In BlueConic, a Product or Content Collector can be used to add items to a product or content store that can then be used for creating personalized recommendations. Since the principles of these two connections are almost the same, they will be both covered in this article.
Data flow
The underlying principle of a BlueConic collector is that if content is already available on a channel, it can be used to fill the store. New product or article pages can automatically be detected when visitors are on the page.
Note: For each collector, a store is created. This makes it possible to have different stores for different brands.
The data flow can be pictured above and described as follows (with the Product Collector used as an example):
- The BlueConic script is loaded on the webpage and the Product Collector is configured for the channel, which contains the logic of how each attribute should be scraped. In this step, the following checks are applied (when it doesn’t meet the criteria, a log message is shown in the console like "Item will not be scraped due to missing URL"): - The ID, name, and URL have a value 
- The URL starts with “http://” or “https://” 
- The type matches “product” for the Product Collector or “article” for the Content Collector 
- When it concerns a Content Collector, the publicationDate should have a value 
- When an attribute is set to required, the configuration should result in a value 
 
- When a valid product page is detected, a hash is created to check if the content on the webpage has been changed. A view event is thrown by providing the item ID, URL, and hash. - Note: The view event is also used as input for the recommendation engine. For example, to determine viral products. 
 
- When the hash is changed or the item is not yet in the store, the item is added to the queue. 

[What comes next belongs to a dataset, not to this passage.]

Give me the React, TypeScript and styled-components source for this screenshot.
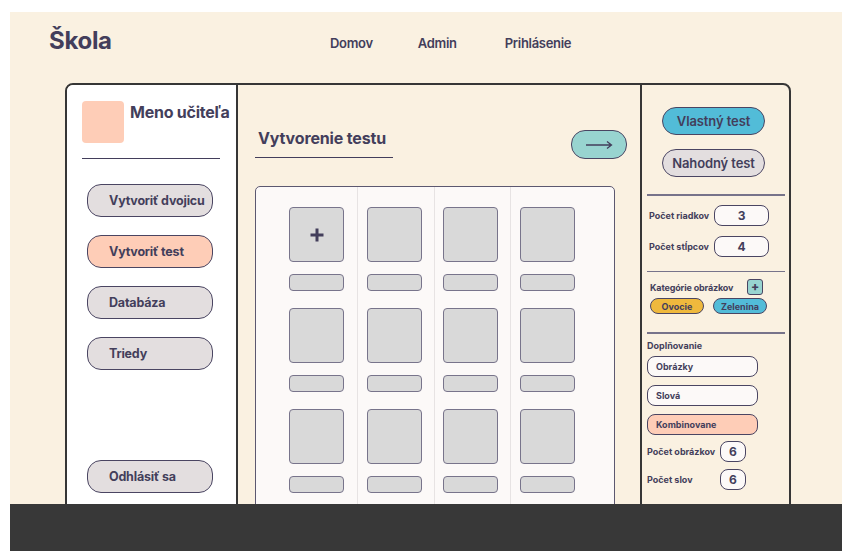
import styled, { createGlobalStyle } from 'styled-components';

const colors = {
  page: '#faf1e1',
  ink: '#433e5b',
  line: '#4a4562',
  frame: '#363636',
  white: '#ffffff',
  paper: '#fcf9f8',
  tile: '#d9d9d9',
  tileLine: '#78748b',
  soft: '#e3dedf',
  peach: '#fecdb7',
  teal: '#98d4d0',
  cyan: '#52bcd8',
  yellow: '#efb93d',
  divider: '#77738a',
  footer: '#383838',
};

const ROWS = 3;
const COLS = 4;

const App = () => {
  return (
    <>
      <GlobalStyle />
      <Frame>
        <Screen>
          <TopBar>
            <Logo>Škola</Logo>
            <Nav>
              <NavLink>Domov</NavLink>
              <NavLink>Admin</NavLink>
              <NavLink>Prihlásenie</NavLink>
            </Nav>
          </TopBar>

          <Card>
            <Side>
              <Profile>
                <Avatar />
                <TeacherName>Meno učiteľa</TeacherName>
              </Profile>
              <SideDivider />
              <Menu>
                <MenuButton>Vytvoriť dvojicu</MenuButton>
                <MenuButton $active>Vytvoriť test</MenuButton>
                <MenuButton>Databáza</MenuButton>
                <MenuButton>Triedy</MenuButton>
              </Menu>
              <Logout>Odhlásiť sa</Logout>
            </Side>

            <Main>
              <HeadingRow>
                <Heading>Vytvorenie testu</Heading>
                <NextButton>
                  <svg width="28" height="10" viewBox="0 0 28 10" fill="none">
                    <path d="M1 5H26.5M22 1.5L26.5 5L22 8.5" stroke={colors.ink} strokeWidth="1.3" />
                  </svg>
                </NextButton>
              </HeadingRow>

              <Board>
                {Array.from({ length: COLS }).map((_, col) => (
                  <Column key={col} $lead={col === 0} $last={col === COLS - 1}>
                    {Array.from({ length: ROWS }).map((__, row) => (
                      <Cell key={row}>
                        <Tile>
                          {col === 0 && row === 0 && (
                            <svg width="14" height="14" viewBox="0 0 14 14">
                              <path d="M7 0.5V13.5M0.5 7H13.5" stroke={colors.ink} strokeWidth="3" />
                            </svg>
                          )}
                        </Tile>
                        <Caption />
                      </Cell>
                    ))}
                  </Column>
                ))}
              </Board>
            </Main>

            <Panel>
              <Modes>
                <ModeButton $tone={colors.cyan}>Vlastný test</ModeButton>
                <ModeButton $tone={colors.soft}>Nahodný test</ModeButton>
              </Modes>

              <PanelDivider $top={17} />
              <Fields $gap={10}>
                <Field>
                  <FieldLabel $width={65}>Počet riadkov</FieldLabel>
                  <ValueBox $width={55}>3</ValueBox>
                </Field>
                <Field>
                  <FieldLabel $width={65}>Počet stĺpcov</FieldLabel>
                  <ValueBox $width={55}>4</ValueBox>
                </Field>
              </Fields>

              <PanelDivider $top={14} />
              <CategoryHead>
                <SmallTitle>Kategórie obrázkov</SmallTitle>
                <AddButton>+</AddButton>
              </CategoryHead>
              <Chips>
                <Chip $tone={colors.yellow}>Ovocie</Chip>
                <Chip $tone={colors.cyan}>Zelenina</Chip>
              </Chips>

              <PanelDivider $top={18} />
              <FillTitle>Doplňovanie</FillTitle>
              <Options>
                <Option>Obrázky</Option>
                <Option>Slová</Option>
                <Option $active>Kombinovane</Option>
              </Options>
              <Fields $gap={7} $top={6}>
                <Field $flush>
                  <FieldLabel $width={73}>Počet obrázkov</FieldLabel>
                  <ValueBox $width={26}>6</ValueBox>
                </Field>
                <Field $flush>
                  <FieldLabel $width={73}>Počet slov</FieldLabel>
                  <ValueBox $width={26}>6</ValueBox>
                </Field>
              </Fields>
            </Panel>
          </Card>
        </Screen>
        <Footer />
      </Frame>
    </>
  );
};

export default App;

const GlobalStyle = createGlobalStyle`
  *, *::before, *::after {
    box-sizing: border-box;
  }
  body {
    margin: 0;
    background: ${colors.white};
    font-family: Inter, 'Noto Sans', sans-serif;
    color: ${colors.ink};
  }
`;

const Frame = styled.div`
  width: 842px;
  height: 551px;
  padding: 12px 0 0 10px;
  display: flex;
  flex-direction: column;
  overflow: hidden;
`;

const Screen = styled.div`
  height: 492px;
  background: ${colors.page};
  overflow: hidden;
`;

const TopBar = styled.header`
  height: 71px;
  display: flex;
  align-items: flex-start;
  padding-left: 39px;
`;

const Logo = styled.h1`
  margin: 15px 0 0;
  font-size: 24px;
  line-height: 28px;
  font-weight: 700;
  letter-spacing: -0.3px;
  width: 281px;
`;

const Nav = styled.nav`
  display: flex;
  gap: 45px;
  margin-top: 23px;
`;

const NavLink = styled.span`
  font-size: 13px;
  line-height: 16px;
  font-weight: 600;
  letter-spacing: -0.3px;
  &:last-child {
    margin-left: 3px;
  }
`;

const Card = styled.section`
  margin-left: 55px;
  width: 726px;
  height: 470px;
  border: 2px solid ${colors.frame};
  border-radius: 8px;
  display: flex;
  overflow: hidden;
`;

const Side = styled.aside`
  width: 171px;
  background: ${colors.white};
  border-right: 2px solid ${colors.frame};
  padding: 16px 0 0 15px;
  display: flex;
  flex-direction: column;
`;

const Profile = styled.div`
  display: flex;
  gap: 6px;
`;

const Avatar = styled.div`
  width: 42px;
  height: 42px;
  border-radius: 4px;
  background: ${colors.peach};
`;

const TeacherName = styled.span`
  margin-top: 1px;
  font-size: 16px;
  line-height: 20px;
  font-weight: 700;
  letter-spacing: -0.25px;
  white-space: nowrap;
`;

const SideDivider = styled.div`
  width: 138px;
  height: 1px;
  background: ${colors.ink};
  margin-top: 15px;
`;

const Menu = styled.nav`
  margin: 25px 0 0 5px;
  display: flex;
  flex-direction: column;
  gap: 18px;
`;

const MenuButton = styled.div<{ $active?: boolean }>`
  width: 126px;
  height: 33px;
  border: 1.5px solid ${colors.line};
  border-radius: 14px;
  background: ${({ $active }) => ($active ? colors.peach : colors.soft)};
  padding-left: 21px;
  display: flex;
  align-items: center;
  font-size: 12.5px;
  font-weight: 700;
  letter-spacing: -0.2px;
  white-space: nowrap;
`;

const Logout = styled(MenuButton)`
  margin: 90px 0 0 5px;
`;

const Main = styled.main`
  width: 404px;
  border-right: 2px solid ${colors.frame};
  padding: 43px 13px 0 17px;
`;

const HeadingRow = styled.div`
  display: flex;
  justify-content: space-between;
  align-items: flex-start;
`;

const Heading = styled.h2`
  margin: 0;
  width: 138px;
  padding: 0 0 9px 3px;
  border-bottom: 1.5px solid ${colors.ink};
  font-size: 16px;
  line-height: 20px;
  font-weight: 700;
  letter-spacing: -0.15px;
  white-space: nowrap;
`;

const NextButton = styled.div`
  margin-top: 2px;
  width: 56px;
  height: 29px;
  border: 1.5px solid ${colors.line};
  border-radius: 14px;
  background: ${colors.teal};
  display: flex;
  align-items: center;
  justify-content: center;
`;

const Board = styled.div`
  margin-top: 27px;
  width: 360px;
  height: 360px;
  background: ${colors.paper};
  border: 1.5px solid #5c5870;
  border-radius: 5px;
  display: flex;
`;

const Column = styled.div<{ $lead?: boolean; $last?: boolean }>`
  width: ${({ $lead }) => ($lead ? '102px' : '76.5px')};
  flex: ${({ $last }) => ($last ? 1 : 'none')};
  padding: 20px 0 0 ${({ $lead }) => ($lead ? '33px' : '8.5px')};
  border-right: ${({ $last }) => ($last ? 'none' : '1.5px solid #e7e3e3')};
  display: flex;
  flex-direction: column;
  gap: 17px;
`;

const Cell = styled.div`
  display: flex;
  flex-direction: column;
  gap: 12px;
`;

const Tile = styled.div`
  width: 55px;
  height: 55px;
  background: ${colors.tile};
  border: 1.5px solid ${colors.tileLine};
  border-radius: 4px;
  display: flex;
  align-items: center;
  justify-content: center;
`;

const Caption = styled.div`
  width: 55px;
  height: 17px;
  background: ${colors.tile};
  border: 1.5px solid ${colors.tileLine};
  border-radius: 4px;
`;

const Panel = styled.aside`
  flex: 1;
  padding: 22px 4px 0 5px;
  display: flex;
  flex-direction: column;
`;

const Modes = styled.div`
  display: flex;
  flex-direction: column;
  gap: 14px;
  padding-left: 15px;
`;

const ModeButton = styled.div<{ $tone: string }>`
  width: 103px;
  height: 28px;
  border: 1.5px solid ${colors.line};
  border-radius: 14px;
  background: ${({ $tone }) => $tone};
  display: flex;
  align-items: center;
  justify-content: center;
  font-size: 13px;
  font-weight: 600;
  letter-spacing: -0.1px;
`;

const PanelDivider = styled.div<{ $top: number }>`
  height: 1.5px;
  background: ${colors.divider};
  margin: ${({ $top }) => $top}px 0 9px;
`;

const Fields = styled.div<{ $gap: number; $top?: number }>`
  display: flex;
  flex-direction: column;
  gap: ${({ $gap }) => $gap}px;
  margin-top: ${({ $top }) => $top ?? 0}px;
`;

const Field = styled.div<{ $flush?: boolean }>`
  display: flex;
  align-items: center;
  padding-left: ${({ $flush }) => ($flush ? '0' : '2px')};
`;

const FieldLabel = styled.span<{ $width: number }>`
  width: ${({ $width }) => $width}px;
  font-size: 9px;
  font-weight: 700;
  white-space: nowrap;
`;

const ValueBox = styled.div<{ $width: number }>`
  width: ${({ $width }) => $width}px;
  height: 21px;
  border: 1.5px solid ${colors.line};
  border-radius: 8px;
  background: ${colors.paper};
  display: flex;
  align-items: center;
  justify-content: center;
  font-size: 12px;
  font-weight: 700;
`;

const CategoryHead = styled.div`
  display: flex;
  align-items: center;
  padding-left: 3px;
  margin-top: -2px;
`;

const SmallTitle = styled.span`
  width: 97px;
  font-size: 9px;
  font-weight: 700;
  letter-spacing: -0.15px;
  white-space: nowrap;
`;

const AddButton = styled.div`
  width: 16px;
  height: 16px;
  border: 1.5px solid ${colors.line};
  border-radius: 3px;
  background: ${colors.teal};
  display: flex;
  align-items: center;
  justify-content: center;
  font-size: 12px;
  line-height: 1;
  font-weight: 800;
`;

const Chips = styled.div`
  display: flex;
  gap: 9px;
  margin: 3px 0 0 3px;
`;

const Chip = styled.div<{ $tone: string }>`
  width: 54px;
  height: 16px;
  border: 1.5px solid ${colors.line};
  border-radius: 8px;
  background: ${({ $tone }) => $tone};
  display: flex;
  align-items: center;
  justify-content: center;
  font-size: 9px;
  font-weight: 700;
`;

const FillTitle = styled.span`
  margin-top: -3px;
  font-size: 9px;
  line-height: 12px;
  font-weight: 700;
`;

const Options = styled.div`
  display: flex;
  flex-direction: column;
  gap: 8px;
  margin-top: 4px;
`;

const Option = styled.div<{ $active?: boolean }>`
  width: 111px;
  height: 21px;
  border: 1.5px solid ${colors.line};
  border-radius: 8px;
  background: ${({ $active }) => ($active ? colors.peach : colors.paper)};
  padding-left: 8px;
  display: flex;
  align-items: center;
  font-size: 9px;
  font-weight: 700;
`;

const Footer = styled.footer`
  height: 47px;
  background: ${colors.footer};
`;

- The batch part of the collector retrieves the items from the queue. This process runs every 3 minutes. 
- For each item in the queue, the HTML is retrieved. Based on this HTML and the configuration of the connection, the values for the defined attributes are determined. - Note: All of the server-side rendered HTML is available for calculating custom attribute values. 
 
- The output is a product item stored in the product store. The created items appear in the connection interface under “Most recent collected items.” 
Note: The client-side part of the connection has built-in 404 (page not found) detection. This detection mechanism checks for 404 candidates by parsing for values like not found, sorry, and 404 in the page title and description. When found, a HEAD request is created to see what the response code is. Typically, the response is that the product or article has been removed and the page is added to the queue for removal from the store.
Default implementation
The metadata of a page can be determined by combining the data that is available in JSON-LD, RFDa, and microdata. Product and Content Collectors in BlueConic have the metadata field options listed in the table below. Most fields are captured correctly using the “default” logic rules, which are as follows:
| Attribute | Logic | 
| ID | 
 | 
| Name | 
 | 
| Description | 
 | 
| Image | 
 An extra check is applied where the last part of the image URL has to contain .jpg, .jpeg, .gif, .png or .bmp. | 
| URL | 
 | 
| Publication date | 
 | 
| Type | 
 | 
| Categories | 
 | 
| Text | No default implementation | 
| Price | 
 | 
| In stock | 
 The outcome will be matched against the following words: outofstock, oos, soldout, discontinued, or out of stock. 
 If one of the words is in the text, in stock is set to false. Otherwise, it is set to true. | 
Limitations
When using Product and Content Collectors, keep the following limitations in mind:
- The BlueConic scraper for Content Collectors can only access the page source code. To collect metadata correctly, the scraper requires access to meta tags or properly formatted JSON-LD data. 
- Any content contained within - <script>or- <style>tags is stripped from the page and cannot be collected.
Removing items from a Content or Product Store
By default, part of the batch process of a collector is removing older items from the store. If the store is more than 95% filled, then a maximum of 5% of the least viewed items which are older than a week are removed. After this, the queue will be read following the process above.
Importing products using SFTP
An alternative way to populate a product store in BlueConic is to fill it based on a feed from a product information (PIM) system. This gives you more control over the products being added to the store and also provides extra metadata that may not be available on the web.
To do this, use the Product Connection (SFTP) which contains the following flow:
- Based on the selected files (filename may contain a wildcard), get files which have a last modified date which is later than the previous run date. When the settings are changed (for example a setting in the mapping), all files will be picked up (expect the .done files). 
- Every CSV file will be parsed and translated to a product based on the mapping step. 
- The product is stored in the product store, which is automatically created when the connection is set up. 
- Optional: There is a cleanup mechanism for this connection that allows you to remove items based on simply configurable rules. This cleanup is executed before importing the newest files. 
- Optional: This connection also makes it possible to add extra data points that can be used in mapping. Therefore, if the CSV files contain extra metadata, you need to add the extra fields first.